* What you will do *
Taking the data below, please print only the lines from the line holding "Convert this screenshot" to the line holding "const options = ['Солнечное", inclusive, with pictures omitted.

········

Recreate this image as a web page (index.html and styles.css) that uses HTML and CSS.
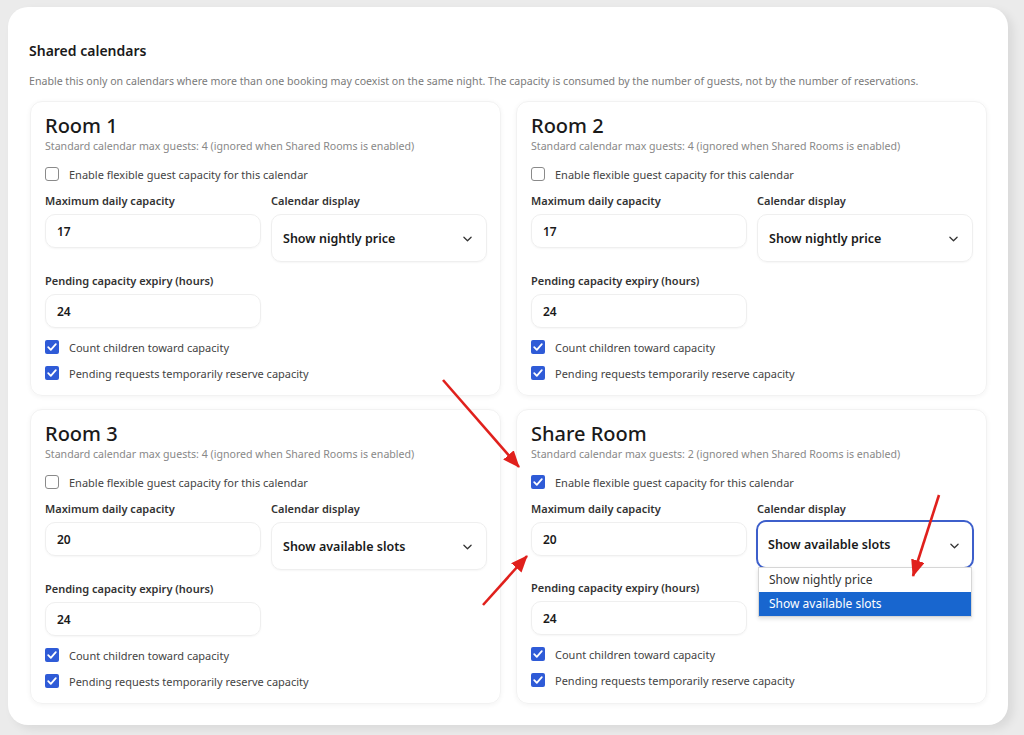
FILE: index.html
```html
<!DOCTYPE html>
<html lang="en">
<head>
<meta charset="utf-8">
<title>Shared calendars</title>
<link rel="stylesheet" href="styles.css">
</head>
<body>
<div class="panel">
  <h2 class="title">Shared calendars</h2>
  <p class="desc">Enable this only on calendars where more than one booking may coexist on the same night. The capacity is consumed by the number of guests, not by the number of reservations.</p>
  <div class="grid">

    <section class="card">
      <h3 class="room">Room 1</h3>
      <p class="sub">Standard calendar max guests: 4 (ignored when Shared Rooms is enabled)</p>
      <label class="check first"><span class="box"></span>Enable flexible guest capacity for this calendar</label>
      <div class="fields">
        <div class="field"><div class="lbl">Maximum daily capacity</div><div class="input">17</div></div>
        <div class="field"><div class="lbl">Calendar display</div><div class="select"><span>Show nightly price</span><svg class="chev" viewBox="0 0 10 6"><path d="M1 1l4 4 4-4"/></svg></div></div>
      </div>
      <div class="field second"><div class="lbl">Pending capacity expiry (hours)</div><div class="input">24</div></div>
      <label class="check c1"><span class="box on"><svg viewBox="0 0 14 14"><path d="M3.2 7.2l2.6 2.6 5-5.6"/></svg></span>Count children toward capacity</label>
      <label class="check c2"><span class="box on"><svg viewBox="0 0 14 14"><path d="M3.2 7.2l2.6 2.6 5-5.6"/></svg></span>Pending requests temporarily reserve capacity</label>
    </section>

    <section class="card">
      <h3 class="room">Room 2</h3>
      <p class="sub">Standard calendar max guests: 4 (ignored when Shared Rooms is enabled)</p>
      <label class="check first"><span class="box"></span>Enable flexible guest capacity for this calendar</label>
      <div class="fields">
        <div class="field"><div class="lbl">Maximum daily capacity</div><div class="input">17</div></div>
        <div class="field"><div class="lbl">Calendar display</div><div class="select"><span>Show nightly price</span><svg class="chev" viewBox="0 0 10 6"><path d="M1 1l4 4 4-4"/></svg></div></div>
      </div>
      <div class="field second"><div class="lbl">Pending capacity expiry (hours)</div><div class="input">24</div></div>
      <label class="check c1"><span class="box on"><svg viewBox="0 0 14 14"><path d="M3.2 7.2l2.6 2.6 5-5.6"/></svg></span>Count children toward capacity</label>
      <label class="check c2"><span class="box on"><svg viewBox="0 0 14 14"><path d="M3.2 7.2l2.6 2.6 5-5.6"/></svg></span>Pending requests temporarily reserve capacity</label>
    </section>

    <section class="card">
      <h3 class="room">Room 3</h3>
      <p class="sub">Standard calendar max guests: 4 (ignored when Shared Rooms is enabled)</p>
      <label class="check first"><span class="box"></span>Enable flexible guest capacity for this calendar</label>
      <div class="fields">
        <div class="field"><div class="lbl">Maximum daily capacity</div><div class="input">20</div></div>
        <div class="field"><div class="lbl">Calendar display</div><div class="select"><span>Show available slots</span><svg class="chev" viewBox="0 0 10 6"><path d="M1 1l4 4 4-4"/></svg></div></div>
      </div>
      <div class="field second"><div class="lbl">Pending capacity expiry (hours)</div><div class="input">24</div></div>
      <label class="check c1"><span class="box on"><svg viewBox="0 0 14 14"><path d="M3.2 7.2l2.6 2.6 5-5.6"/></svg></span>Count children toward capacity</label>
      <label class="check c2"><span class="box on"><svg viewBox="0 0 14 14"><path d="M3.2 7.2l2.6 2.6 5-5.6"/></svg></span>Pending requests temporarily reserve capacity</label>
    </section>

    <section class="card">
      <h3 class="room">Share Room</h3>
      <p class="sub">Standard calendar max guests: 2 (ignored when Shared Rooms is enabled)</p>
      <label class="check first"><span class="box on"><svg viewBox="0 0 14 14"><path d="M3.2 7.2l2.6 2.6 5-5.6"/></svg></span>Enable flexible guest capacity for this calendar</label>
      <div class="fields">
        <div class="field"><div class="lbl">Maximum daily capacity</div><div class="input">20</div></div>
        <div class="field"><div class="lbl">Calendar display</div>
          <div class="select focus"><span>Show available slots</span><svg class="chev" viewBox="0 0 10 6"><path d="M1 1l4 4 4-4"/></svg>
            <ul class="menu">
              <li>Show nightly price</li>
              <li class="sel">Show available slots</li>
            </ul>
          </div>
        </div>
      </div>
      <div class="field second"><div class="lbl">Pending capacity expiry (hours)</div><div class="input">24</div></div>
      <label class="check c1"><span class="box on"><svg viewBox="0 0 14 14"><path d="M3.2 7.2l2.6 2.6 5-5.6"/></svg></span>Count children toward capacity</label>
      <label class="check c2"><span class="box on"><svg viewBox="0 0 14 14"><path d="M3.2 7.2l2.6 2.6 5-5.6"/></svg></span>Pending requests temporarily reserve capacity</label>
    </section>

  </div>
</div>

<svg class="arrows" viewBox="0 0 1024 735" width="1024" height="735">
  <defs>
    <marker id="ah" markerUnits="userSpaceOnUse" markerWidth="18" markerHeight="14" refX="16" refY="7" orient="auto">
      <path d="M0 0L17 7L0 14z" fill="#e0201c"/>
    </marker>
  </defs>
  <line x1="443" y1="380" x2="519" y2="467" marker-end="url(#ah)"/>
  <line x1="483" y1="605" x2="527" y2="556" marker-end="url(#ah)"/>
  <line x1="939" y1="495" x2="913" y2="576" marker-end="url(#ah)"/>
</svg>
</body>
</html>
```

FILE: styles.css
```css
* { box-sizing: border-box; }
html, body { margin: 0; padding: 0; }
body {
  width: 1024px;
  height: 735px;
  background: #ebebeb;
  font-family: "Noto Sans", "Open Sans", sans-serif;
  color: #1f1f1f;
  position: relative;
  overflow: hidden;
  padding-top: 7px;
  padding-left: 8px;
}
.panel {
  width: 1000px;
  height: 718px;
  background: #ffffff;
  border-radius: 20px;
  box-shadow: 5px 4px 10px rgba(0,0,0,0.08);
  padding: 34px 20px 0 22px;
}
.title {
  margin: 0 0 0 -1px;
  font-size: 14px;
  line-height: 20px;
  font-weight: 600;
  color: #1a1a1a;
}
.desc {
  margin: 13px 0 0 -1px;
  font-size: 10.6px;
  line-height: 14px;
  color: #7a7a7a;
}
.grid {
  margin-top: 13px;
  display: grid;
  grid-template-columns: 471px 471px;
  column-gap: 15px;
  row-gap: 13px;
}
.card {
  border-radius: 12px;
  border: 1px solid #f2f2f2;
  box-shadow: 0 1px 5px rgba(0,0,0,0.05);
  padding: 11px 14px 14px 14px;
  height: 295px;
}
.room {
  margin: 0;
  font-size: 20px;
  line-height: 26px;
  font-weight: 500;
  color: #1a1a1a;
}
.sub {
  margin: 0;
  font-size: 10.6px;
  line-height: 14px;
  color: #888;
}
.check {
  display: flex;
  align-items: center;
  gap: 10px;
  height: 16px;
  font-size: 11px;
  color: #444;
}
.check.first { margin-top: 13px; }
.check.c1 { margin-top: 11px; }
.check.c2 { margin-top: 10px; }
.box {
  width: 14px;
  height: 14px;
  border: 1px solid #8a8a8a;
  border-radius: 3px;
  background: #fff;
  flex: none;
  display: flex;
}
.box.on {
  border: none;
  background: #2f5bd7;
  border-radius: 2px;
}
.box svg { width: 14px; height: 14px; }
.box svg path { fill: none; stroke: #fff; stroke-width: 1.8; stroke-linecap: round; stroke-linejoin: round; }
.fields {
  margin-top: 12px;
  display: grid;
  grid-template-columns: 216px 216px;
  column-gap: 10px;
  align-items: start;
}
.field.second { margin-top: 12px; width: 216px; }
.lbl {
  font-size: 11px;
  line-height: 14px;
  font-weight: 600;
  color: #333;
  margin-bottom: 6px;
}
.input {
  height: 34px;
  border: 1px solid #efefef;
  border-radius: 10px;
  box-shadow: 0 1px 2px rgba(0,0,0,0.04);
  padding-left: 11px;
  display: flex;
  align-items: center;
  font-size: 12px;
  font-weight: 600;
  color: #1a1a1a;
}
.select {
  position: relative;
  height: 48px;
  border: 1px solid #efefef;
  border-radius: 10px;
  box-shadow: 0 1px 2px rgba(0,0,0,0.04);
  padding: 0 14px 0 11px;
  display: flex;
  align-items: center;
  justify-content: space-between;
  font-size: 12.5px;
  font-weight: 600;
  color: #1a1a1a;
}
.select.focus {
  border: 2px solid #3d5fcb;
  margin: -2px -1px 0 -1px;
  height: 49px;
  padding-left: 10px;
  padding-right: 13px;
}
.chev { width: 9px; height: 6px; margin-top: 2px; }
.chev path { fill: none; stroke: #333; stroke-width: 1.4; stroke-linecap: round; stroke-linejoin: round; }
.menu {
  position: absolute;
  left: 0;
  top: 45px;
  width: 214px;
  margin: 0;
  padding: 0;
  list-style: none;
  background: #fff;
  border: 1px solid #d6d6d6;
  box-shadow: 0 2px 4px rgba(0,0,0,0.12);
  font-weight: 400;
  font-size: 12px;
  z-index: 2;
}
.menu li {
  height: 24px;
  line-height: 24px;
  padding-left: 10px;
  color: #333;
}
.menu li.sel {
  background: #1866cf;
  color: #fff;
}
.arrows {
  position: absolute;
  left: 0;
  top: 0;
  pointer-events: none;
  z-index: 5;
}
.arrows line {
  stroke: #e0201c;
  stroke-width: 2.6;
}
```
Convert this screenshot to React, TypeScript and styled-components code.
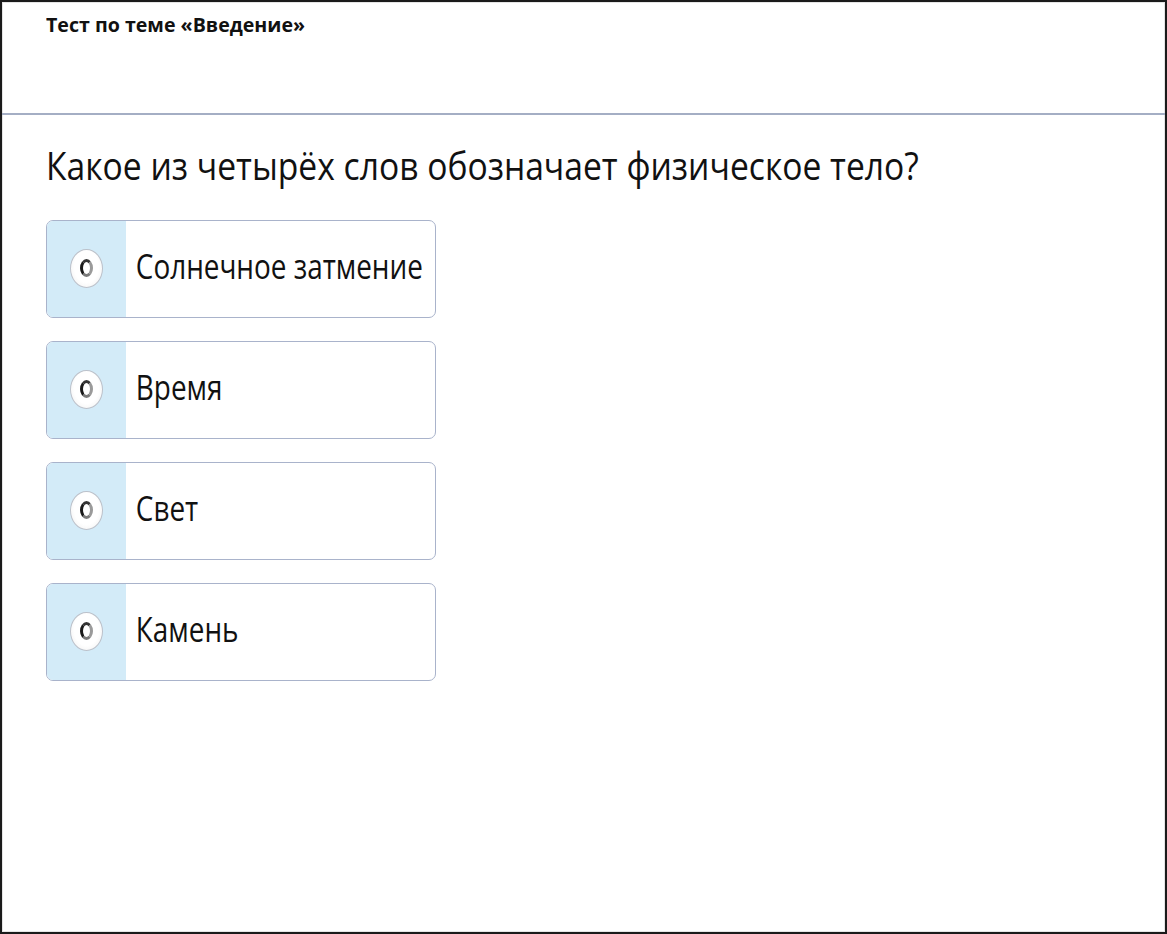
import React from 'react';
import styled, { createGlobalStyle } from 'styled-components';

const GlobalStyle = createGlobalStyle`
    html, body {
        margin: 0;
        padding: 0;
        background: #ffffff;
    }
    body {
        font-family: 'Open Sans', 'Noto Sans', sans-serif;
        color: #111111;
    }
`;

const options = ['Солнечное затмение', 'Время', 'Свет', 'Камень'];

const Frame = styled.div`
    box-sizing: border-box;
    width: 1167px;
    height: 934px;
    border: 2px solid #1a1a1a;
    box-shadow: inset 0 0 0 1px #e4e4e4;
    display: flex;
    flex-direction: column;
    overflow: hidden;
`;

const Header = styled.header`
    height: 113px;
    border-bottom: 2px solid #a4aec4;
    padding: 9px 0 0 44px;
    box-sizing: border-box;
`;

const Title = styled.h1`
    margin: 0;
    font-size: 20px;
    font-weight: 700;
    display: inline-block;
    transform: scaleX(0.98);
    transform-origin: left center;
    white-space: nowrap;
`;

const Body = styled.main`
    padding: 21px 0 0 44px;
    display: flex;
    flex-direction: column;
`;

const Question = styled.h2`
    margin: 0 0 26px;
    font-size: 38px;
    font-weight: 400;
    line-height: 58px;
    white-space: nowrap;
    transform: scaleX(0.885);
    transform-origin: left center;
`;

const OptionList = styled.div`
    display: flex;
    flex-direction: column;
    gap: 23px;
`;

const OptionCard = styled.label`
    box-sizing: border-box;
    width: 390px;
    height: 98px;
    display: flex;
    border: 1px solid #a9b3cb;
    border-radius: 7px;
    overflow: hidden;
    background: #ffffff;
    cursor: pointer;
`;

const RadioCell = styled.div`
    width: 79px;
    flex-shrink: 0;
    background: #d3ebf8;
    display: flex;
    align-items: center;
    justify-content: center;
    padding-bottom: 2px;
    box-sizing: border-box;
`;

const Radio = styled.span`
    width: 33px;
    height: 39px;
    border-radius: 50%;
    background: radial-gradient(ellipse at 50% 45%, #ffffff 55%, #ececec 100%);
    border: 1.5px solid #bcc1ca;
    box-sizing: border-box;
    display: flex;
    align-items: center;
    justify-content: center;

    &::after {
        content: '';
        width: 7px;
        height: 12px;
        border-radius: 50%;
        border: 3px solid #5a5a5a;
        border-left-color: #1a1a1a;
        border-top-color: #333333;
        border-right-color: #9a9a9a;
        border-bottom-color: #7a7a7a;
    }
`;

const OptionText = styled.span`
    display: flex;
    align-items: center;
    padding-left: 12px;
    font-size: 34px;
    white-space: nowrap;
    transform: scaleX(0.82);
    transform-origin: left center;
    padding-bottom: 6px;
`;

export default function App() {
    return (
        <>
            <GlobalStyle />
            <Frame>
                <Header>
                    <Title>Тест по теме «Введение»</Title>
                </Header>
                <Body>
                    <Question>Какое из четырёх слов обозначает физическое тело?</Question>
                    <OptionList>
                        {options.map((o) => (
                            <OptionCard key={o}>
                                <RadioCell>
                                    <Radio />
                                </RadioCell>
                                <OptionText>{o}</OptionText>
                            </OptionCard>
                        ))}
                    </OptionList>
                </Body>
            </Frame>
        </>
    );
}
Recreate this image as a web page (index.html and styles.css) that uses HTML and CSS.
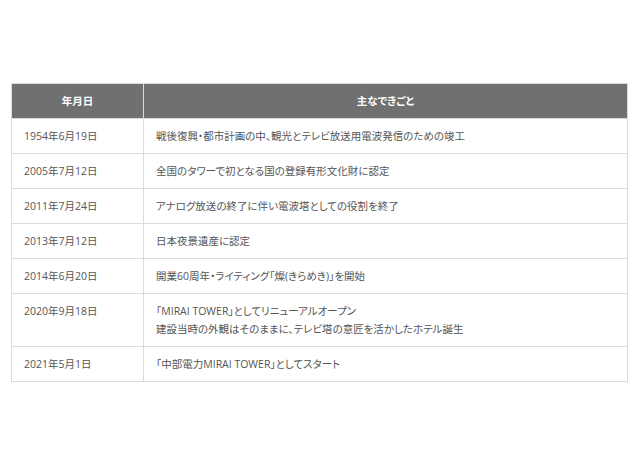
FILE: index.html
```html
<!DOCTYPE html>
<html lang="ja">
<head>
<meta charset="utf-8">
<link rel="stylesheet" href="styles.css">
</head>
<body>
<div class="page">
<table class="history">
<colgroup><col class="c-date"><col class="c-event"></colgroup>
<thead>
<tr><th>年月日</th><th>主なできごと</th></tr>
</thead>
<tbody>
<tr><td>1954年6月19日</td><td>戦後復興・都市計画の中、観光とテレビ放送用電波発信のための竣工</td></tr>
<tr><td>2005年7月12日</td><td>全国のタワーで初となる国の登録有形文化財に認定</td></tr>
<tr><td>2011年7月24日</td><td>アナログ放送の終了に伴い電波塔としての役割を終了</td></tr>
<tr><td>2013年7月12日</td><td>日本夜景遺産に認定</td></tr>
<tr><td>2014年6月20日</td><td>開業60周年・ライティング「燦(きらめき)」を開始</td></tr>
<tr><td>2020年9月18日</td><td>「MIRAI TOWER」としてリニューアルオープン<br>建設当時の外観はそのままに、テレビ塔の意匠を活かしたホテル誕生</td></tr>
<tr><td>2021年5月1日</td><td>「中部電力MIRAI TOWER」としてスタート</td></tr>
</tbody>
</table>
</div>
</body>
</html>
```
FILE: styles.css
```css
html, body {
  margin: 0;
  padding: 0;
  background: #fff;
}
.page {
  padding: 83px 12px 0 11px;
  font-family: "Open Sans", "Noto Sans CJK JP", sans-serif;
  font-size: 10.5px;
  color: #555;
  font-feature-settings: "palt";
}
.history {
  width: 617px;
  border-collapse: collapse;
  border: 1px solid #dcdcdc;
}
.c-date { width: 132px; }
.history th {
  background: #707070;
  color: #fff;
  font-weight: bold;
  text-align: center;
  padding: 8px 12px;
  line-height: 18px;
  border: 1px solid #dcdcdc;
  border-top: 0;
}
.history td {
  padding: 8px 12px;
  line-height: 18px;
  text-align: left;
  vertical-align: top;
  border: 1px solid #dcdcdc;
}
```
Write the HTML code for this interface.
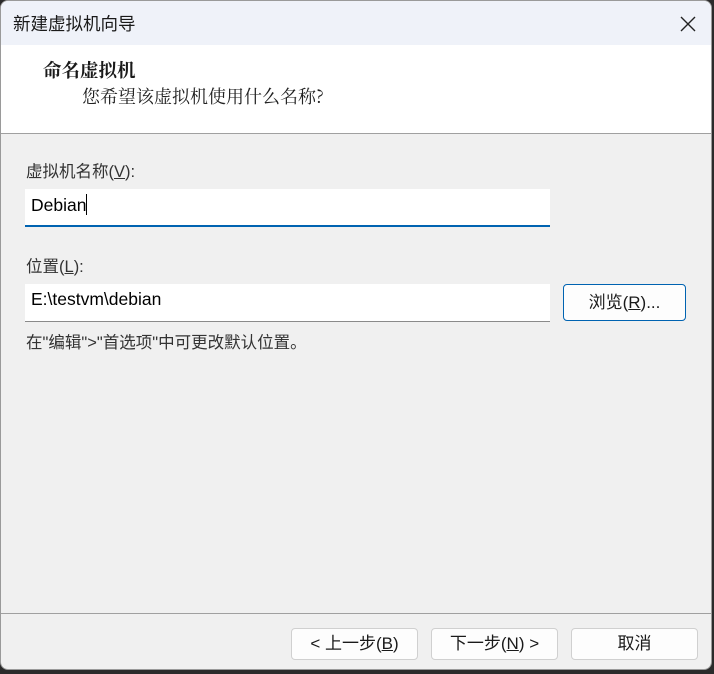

········

* Finished task *
Convert this screenshot to React, TypeScript and styled-components code.
import React from 'react';
import styled, { createGlobalStyle } from 'styled-components';

const GlobalStyle = createGlobalStyle`
    html, body {
        margin: 0;
        padding: 0;
        background: #ffffff;
    }
    body {
        font-family: 'Open Sans', 'Noto Sans', sans-serif;
        color: #111111;
    }
`;

const options = ['Солнечное затмение', 'Время', 'Свет', 'Камень'];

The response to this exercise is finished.